Vu les articles L. 622-28, L. 626-11 et R. 622-26 du code de commerce, et R. 511-7 du code des procédures civiles d'exécution :

6. Le créancier, qui est fondé, en application du premier et du troisième de ces textes, à inscrire sur les biens de la personne physique, caution du débiteur principal soumis à une procédure de sauvegarde, une hypothèque judiciaire provisoire, est tenu, pour éviter la caducité de cette sûreté, d'assigner, en application du dernier des textes susvisés, la caution en vue d'obtenir contre elle un titre exécutoire couvrant la totalité des sommes dues. L'obtention de ce titre n'est pas subordonnée à l'exigibilité de la créance contre la caution, dès lors qu'il ne pourra être exécuté tant que le plan de sauvegarde sera respecté.

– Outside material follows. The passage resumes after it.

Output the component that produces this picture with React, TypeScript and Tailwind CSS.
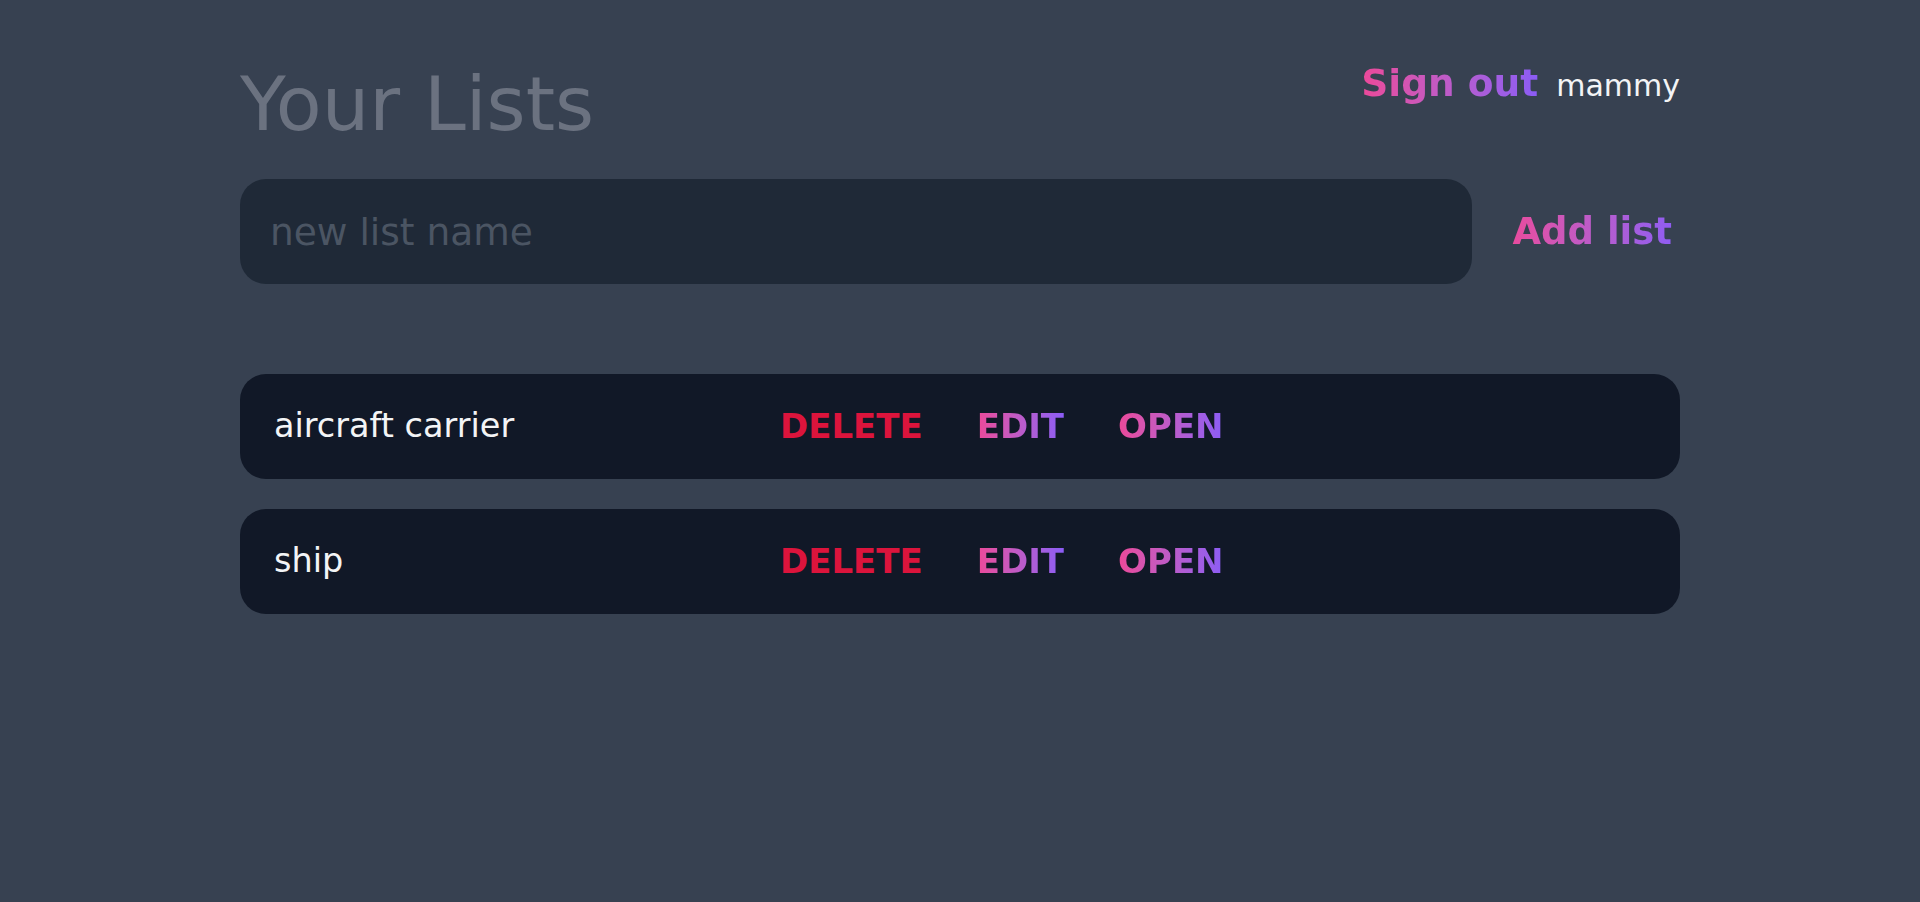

7. Pour rejeter la demande de condamnation formée par la banque, l'arrêt retient qu'il résulte de l'article L. 626-11 du code de commerce que l'arrêté du plan de sauvegarde de la société Thibéric prolonge la suspension des poursuites contre les cautions de cette société de sorte que la banque ne peut, à compter de ce plan, poursuivre M. A... en qualité de caution.

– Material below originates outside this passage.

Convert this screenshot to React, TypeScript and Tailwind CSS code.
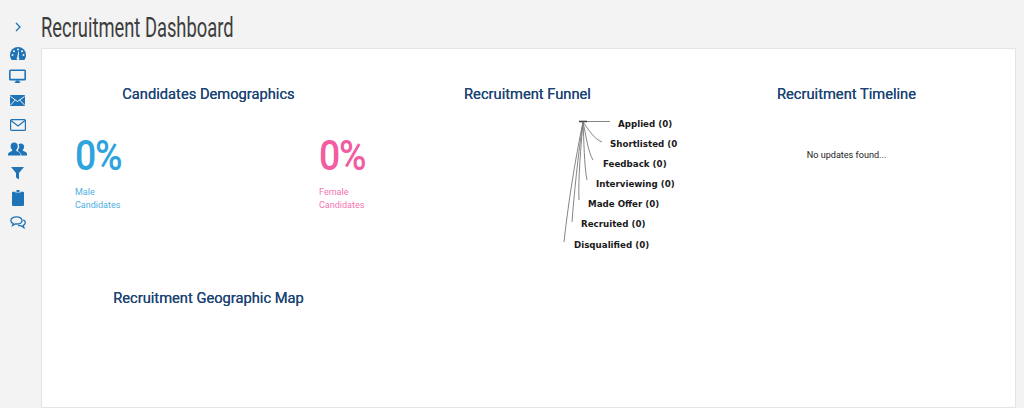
import React from "react";

const blue = "#1f73b7";

function Gauge() {
  return (
    <svg width="16" height="13" viewBox="0 0 16 13" fill={blue}>
      <path d="M8 0a8 8 0 0 0-8 8c0 2 .7 3.6 1.7 5h12.600c1-1.400 1.700-3 1.700-5a8 8 0 0 0-8-8Z" />
      <g fill="#f3f3f3">
        <circle cx="8" cy="2.600" r="1" />
        <circle cx="4" cy="4.200" r="1" />
        <circle cx="12" cy="4.200" r="1" />
        <circle cx="2.500" cy="8" r="1" />
        <circle cx="13.500" cy="8" r="1" />
        <path d="M7.200 10.500 8.300 4.600l.7.100-.2 5.800a1.300 1.300 0 1 1-1.600 0Z" />
      </g>
    </svg>
  );
}
function Monitor() {
  return (
    <svg width="17" height="15" viewBox="0 0 17 14" fill={blue}>
      <path fillRule="evenodd" d="M1.500 0h14A1.500 1.500 0 0 1 17 1.500v8a1.500 1.500 0 0 1-1.500 1.500h-14A1.500 1.500 0 0 1 0 9.500v-8A1.500 1.500 0 0 1 1.500 0Zm.1 1.400v7.800h13.800V1.400Z" />
      <path d="M6.500 11h4v1.600l1.500 1H5l1.500-1Z" />
    </svg>
  );
}
function MailSolid() {
  return (
    <svg width="15" height="11" viewBox="0 0 15 11" fill={blue}>
      <rect width="15" height="11" rx="1" />
      <path d="M.5 1.500 7.500 6.500l7-5M.5 10l5-5.200M14.500 10l-5-5.200" fill="none" stroke="#f3f3f3" strokeWidth="1" />
    </svg>
  );
}
function MailOutline() {
  return (
    <svg width="16" height="12" viewBox="0 0 16 12" fill="none" stroke={blue} strokeWidth="1.200">
      <rect x=".6" y=".6" width="14.800" height="10.800" rx="1" />
      <path d="M1 1.500 8 7l7-5.500" />
    </svg>
  );
}
function Users() {
  return (
    <svg width="19" height="14" viewBox="0 0 19 13" fill={blue}>
      <path d="M13 1c1.900 0 3.100 1.400 3.100 3.200 0 1.300-.6 2.400-1.300 3v1c1.700.6 4.200 1.400 4.200 3.300V13h-5.500c-.2-2.400-1.900-3.500-3.500-4.200V7c.9-.8 1.200-1.700 1.200-3 0-1.200-.3-1.800-.7-2.300.6-.4 1.500-.7 2.500-.7Z" />
      <path d="M6.200 0C8.300 0 9.800 1.600 9.800 3.700c0 1.400-.7 2.700-1.500 3.400v1.300c1.900.6 4.300 1.500 4.300 3.400V13H0v-1.200C0 9.900 2.200 9 4.100 8.400V7.100C3.300 6.400 2.600 5.100 2.600 3.700 2.600 1.600 4.100 0 6.200 0Z" />
    </svg>
  );
}
function Funnel() {
  return (
    <svg width="13" height="13" viewBox="0 0 13 13" fill={blue}>
      <path d="M0 0h13L8 6v6.500L5 10.500V6Z" />
    </svg>
  );
}
function Clipboard() {
  return (
    <svg width="12" height="16" viewBox="0 0 12 16" fill={blue}>
      <path d="M1 1.800h2.500V3h5V1.800H11a1 1 0 0 1 1 1V15a1 1 0 0 1-1 1H1a1 1 0 0 1-1-1V2.800a1 1 0 0 1 1-1Z" />
      <path d="M4.500 0h3v2h1v.5h-5V2h1Z" />
    </svg>
  );
}
function Chat() {
  return (
    <svg width="16" height="13" viewBox="0 0 16 13" fill="none" stroke={blue} strokeWidth="1.300">
      <path d="M6.500.8C3.300.8.800 2.400.800 4.500c0 1.300 1 2.400 2.400 3L2.500 9.500 5.200 8h1.300c3.200 0 5.500-1.500 5.500-3.500S9.700.8 6.500.8Z" />
      <path d="M13.300 3.800c1.200.6 2 1.600 2 2.700 0 1.200-.8 2.200-2 2.800l.6 2.400-2.800-2H8" />
    </svg>
  );
}

const labels: [string, number, number][] = [
  ["Applied (0)", 618, 123.500],
  ["Shortlisted (0", 610, 143.500],
  ["Feedback (0)", 603, 163.500],
  ["Interviewing (0)", 596, 183.500],
  ["Made Offer (0)", 588, 203.500],
  ["Recruited (0)", 581, 224],
  ["Disqualified (0)", 574, 244.500],
];

function Heading({ children }: { children: React.ReactNode }) {
  return (
    <h2 className="text-center text-[#1c4474] text-[14.700px] leading-5 font-normal [text-shadow:0_0_0.4px_#1c4474]">
      {children}
    </h2>
  );
}

function Stat({ color, label }: { color: string; label: string }) {
  return (
    <div className="w-[244px] shrink-0" style={{ color }}>
      <div className="h-[44px] text-[42px] leading-[44px] font-medium tracking-[-1.500px] origin-left scale-x-[0.89]">0%</div>
      <div className="mt-[8px] text-[9px] leading-[13px] w-[60px] opacity-85">{label}</div>
    </div>
  );
}

export default function App() {
  return (
    <div
      className="flex h-[408px] w-[1024px] overflow-hidden bg-[#f3f3f3]"
      style={{ fontFamily: 'Roboto, "Noto Sans", sans-serif' }}
    >
      <aside className="flex w-[41px] shrink-0 flex-col items-center pr-[6px] pt-[21px]">
        <svg width="8" height="12" viewBox="0 0 8 12" fill="none" stroke={blue} strokeWidth="1.300">
          <path d="M2 2l4 4-4 4" />
        </svg>
        <div className="mt-[8px] flex flex-col items-center">
          <div className="flex h-[24px] items-center"><Gauge /></div>
          <div className="flex h-[23px] items-center"><Monitor /></div>
          <div className="flex h-[25px] items-center"><MailSolid /></div>
          <div className="flex h-[24px] items-center"><MailOutline /></div>
          <div className="flex h-[24px] items-center"><Users /></div>
          <div className="flex h-[24px] items-center"><Funnel /></div>
          <div className="flex h-[25px] items-center"><Clipboard /></div>
          <div className="flex h-[24px] items-center"><Chat /></div>
        </div>
      </aside>
      <main className="flex w-[975px] flex-col">
        <h1 className="h-[48px] pt-[11px] text-[28px] leading-[34px] text-[#3d3d3d] font-normal origin-left scale-x-[0.655] whitespace-nowrap">
          Recruitment Dashboard
        </h1>
        <section className="relative flex-1 border border-[#e4e4e4] bg-white pl-[7px] pt-[35px]">
          <div className="grid grid-cols-[319px_319px_319px]">
            <div className="h-[204px]">
              <Heading>Candidates Demographics</Heading>
              <div className="mt-[30px] flex pl-[26px]">
                <Stat color="#2ea3dc" label="Male Candidates" />
                <Stat color="#f25ca2" label="Female Candidates" />
              </div>
            </div>
            <div>
              <Heading>Recruitment Funnel</Heading>
            </div>
            <div>
              <Heading>Recruitment Timeline</Heading>
              <p className="mt-[43px] text-center text-[9.100px] leading-4 text-[#222]">No updates found...</p>
            </div>
            <div>
              <Heading>Recruitment Geographic Map</Heading>
            </div>
          </div>

          <svg className="absolute left-[518px] top-[66px]" width="60" height="135" viewBox="560 115 60 135" fill="none" stroke="#777" strokeWidth="0.900">
            <path d="M579 121.500H610" stroke="#777" />
            <path d="M579 121.500H587" stroke="#444" strokeWidth="1.600" />
            <path d="M583 122C589 130 594 139 602 142" />
            <path d="M583 122C586 135 588 152 593 160" />
            <path d="M583 122C584 140 584 165 587 180" />
            <path d="M583 122C581 145 578 180 579 200" />
            <path d="M583 122C578 155 574 195 572 222" />
            <path d="M583 122C575 160 568 205 564 242" />
          </svg>

          {labels.map(([text, x, y]) => (
            <span
              key={text}
              className="absolute leading-3 font-bold text-[#1a1a1a] whitespace-nowrap"
              style={{ left: x - 42, top: y - 55, fontFamily: '"DejaVu Sans", sans-serif', fontSize: 8.7 }}
            >
              {text}
            </span>
          ))}
        </section>
      </main>
    </div>
  );
}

8. En statuant ainsi, alors que la banque était fondée, afin d'éviter la caducité de sa mesure conservatoire, à obtenir un jugement de condamnation de la caution avant l'exigibilité de sa créance à son égard, sans préjuger du montant qu'elle pourrait lui réclamer en cas de défaillance, non encore constatée, de la société débitrice dans le paiement des dividendes du plan, la cour d'appel a violé, par fausse application, les textes susvisés.

PAR CES MOTIFS, la Cour :

CASSE ET ANNULE, en toutes ses dispositions, l'arrêt rendu le 5 septembre 2019, entre les parties, par la cour d'appel de Grenoble ;

Remet l'affaire et les parties dans l'état où elles se trouvaient avant cet arrêt et les renvoie devant la cour d'appel de Chambéry.